Mehta captures the actors at their most natural; the camera appears to flow as freely as Arjie plays, dances, and leaps headfirst into first love. “I remember talking with [my DP] Doug Koch about cinematography rather philosophically,” Mehta said. “The camera was always dictated by the actors, not the other way around. And it was always handheld. We did have a dolly shot, but it was on a wheelchair, we didn’t have tracks.”
That’s a trick she picked up from the great Indian filmmaker Satyajit Ray, to whom ‘Funny Boy’ pays homage. “I remember spending five days with him when he was shooting his last film, as an observer,” said Mehta. “And there he was in a wheelchair, there were no tracks. So, that’s what I wanted from ‘Funny Boy.’ I said, ‘We want the movement to be smooth, but yet not completely smooth — immersive.’ … I wanted to be there with the characters, I wanted the camera to be observing a family, a paradise that falls apart.”

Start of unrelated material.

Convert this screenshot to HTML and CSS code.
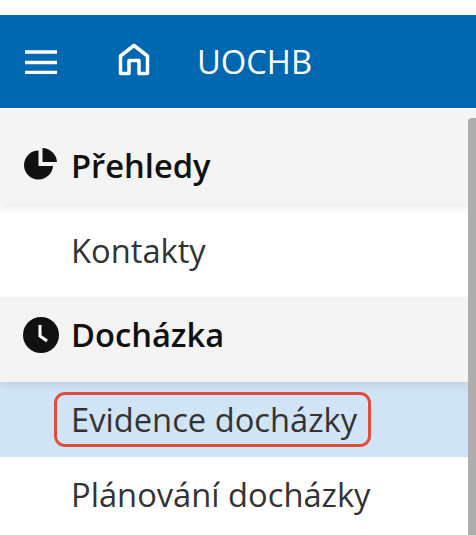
FILE: index.html
```html
<!DOCTYPE html>
<html lang="cs">
<head>
    <meta charset="UTF-8">
    <meta name="viewport" content="width=device-width, initial-scale=1.0">
    <title>UOCHB</title>
    <link rel="stylesheet" href="styles.css">
</head>
<body>
    <header class="topbar">
        <svg class="menu-icon" width="32" height="24" viewBox="0 0 32 24">
            <path d="M0 2h32M0 12.500h32M0 22.500h32" fill="none" stroke="#fff" stroke-width="3.500"/>
        </svg>
        <svg class="home-icon" width="32" height="33" viewBox="0 0 32 33">
            <path d="M2.500 30.500V13L16 2.500 29.500 13v17.500h-8.500V17.500H11v13z" fill="none" stroke="#fff" stroke-width="3.500" stroke-linejoin="round"/>
        </svg>
        <span class="brand">UOCHB</span>
    </header>
    <nav class="sidebar">
        <div class="scrollbar"></div>
        <div class="group group-first">
            <svg class="group-icon pie-icon" width="36" height="34" viewBox="0 0 36 34">
                <path d="M15.500 3.500A14.500 14.500 0 1 0 30 19H15.500z" fill="#111"/>
                <path d="M19.500 1A15 15 0 0 1 34 15H19.500z" fill="#111"/>
            </svg>
            <span>Přehledy</span>
        </div>
        <a class="item item-first">Kontakty</a>
        <div class="group group-second">
            <svg class="group-icon" width="36" height="36" viewBox="0 0 36 36">
                <circle cx="18" cy="18" r="18" fill="#111"/>
                <path d="M17 8v11l7 5" fill="none" stroke="#fff" stroke-width="3"/>
            </svg>
            <span>Docházka</span>
        </div>
        <a class="item item-active"><span class="highlight">Evidence docházky</span></a>
        <a class="item item-last">Plánování docházky</a>
    </nav>
</body>
</html>
```

FILE: styles.css
```css
html, body {
    height: 100%;
}
body {
    margin: 0;
    padding-top: 15px;
    box-sizing: border-box;
    overflow: hidden;
    background-color: white;
    color: #222;
    font-family: 'Open Sans', 'Noto Sans', sans-serif;
    font-size: 32.7px;
}
.topbar {
    display: flex;
    align-items: center;
    height: 93px;
    padding-left: 25px;
    box-sizing: border-box;
    background-color: #0067b1;
    color: white;
}
.menu-icon {
    flex: none;
}
.home-icon {
    flex: none;
    margin-left: 61px;
    margin-top: -5px;
}
.brand {
    margin-left: 47px;
}
.sidebar {
    position: relative;
}
.scrollbar {
    position: absolute;
    top: 9px;
    right: 0;
    width: 8px;
    height: 420px;
    border-radius: 4px 0 0 0;
    background-color: #adadad;
    z-index: 2;
}
.group {
    display: flex;
    align-items: center;
    gap: 12px;
    padding-left: 23px;
    box-sizing: border-box;
    background-color: #f4f4f4;
    color: #111;
    font-weight: 600;
    box-shadow: 0 4px 8px rgba(0, 0, 0, 0.08);
    position: relative;
}
.group-first {
    height: 95px;
    margin-top: 1px;
    padding-top: 18px;
}
.group-second {
    height: 85px;
    padding-bottom: 10px;
}
.pie-icon {
    margin-top: -4px;
}
.item {
    display: flex;
    align-items: center;
    padding-left: 71px;
    color: #333;
}
.item-first {
    height: 93px;
}
.item-active {
    height: 75px;
    background-color: #d1e4f5;
}
.item-last {
    height: 79px;
    padding-bottom: 4px;
    box-sizing: border-box;
}
.highlight {
    margin-left: -17px;
    padding: 0 11px 0 14px;
    height: 49px;
    line-height: 49px;
    border: 3px solid #e14d3c;
    border-radius: 11px;
}
```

The idea of capturing paradise lost is key to understanding how Mehta can make films that feel so joyous and light, despite their often heavy subject matter. For this reason, Mehta used as little artificial light as possible, instead letting the Sri Lankan lights, colours, sounds, and yes — smells — fill the screen unencumbered by artificial embellishment. She allowed cinematographer Douglas Koch to use only one light — a compromise from her initial outright ban.
“That wonderful feeling that it’s not lit. What’s the colour palette? It’s ochre, it’s green, it’s blue. It was all real, we didn’t light it,” she said. “We didn’t do it in the post, or whatever. We didn’t have money to do anything in the post anyways. But it was also about the red of blood when it comes, so the way he shot it was always thinking of the emotional core of the scene and always about: ‘if this is paradise, wherever paradise is, it can be lost.’”
“Funny Boy” is currently streaming on Netflix.